Microstructural analysis of a pebble within the Indus Molasse in conjunction with 40Ar/39Ar age results from this study indicate that the pebble was eroded from the source, suggested here as the Ladakh Batholith, some time after 16.5 Ma, during its continued extensional exhumation. This produced a molasse that accreted to the Indus Formation. The upright folding observed in the Indus Formation (and Indus Molasse) during inversion of the core complex took place at a later time, i.e. mid-Miocene or younger. The sequence of events that allows a pebble from the Ladakh Batholith to be consolidated and deformed into the overlying material is possible when it is considered that the later inversion of the region resulted in back-thrusting, and recumbent folds (Fig. 1b). These in turn were overprinted by later tight upright folds, during which time a pervasive axial plane slatey cleavage was formed, overprinting earlier formed structures (Fig. 1b).
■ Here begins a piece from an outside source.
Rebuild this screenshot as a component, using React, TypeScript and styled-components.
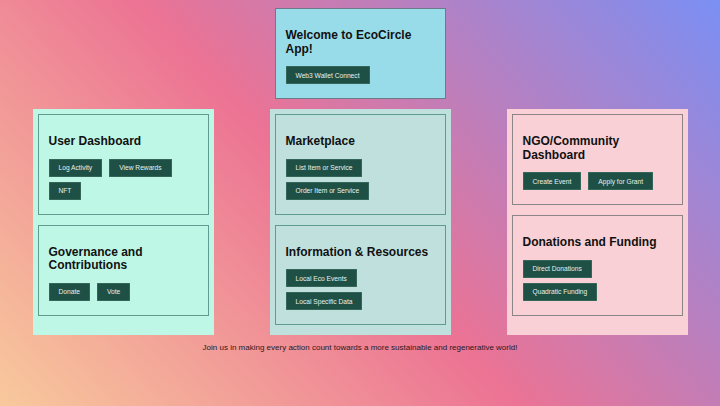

The way in which the Indus Formation is backthrust over the Indus molasse is similar to tectonic sequences that occurred in Tibet where the Xigaze terrane is thrust back over the Gangrinboche conglomerates (Gansser 1964; Aitchison et al. 2007). In addition, earlier studies on the Tibet uplift or unroofing of correlative rocks (Transhimalayan batholith also known as the Gangdese batholith) suggest that southern Tibet was significantly uplifted and eroded in the early Miocene (Harrison et al. 1992), at about the same time as our data suggests for the Ladakh Batholith and formation of the Indus Molasse in Indus Suture region.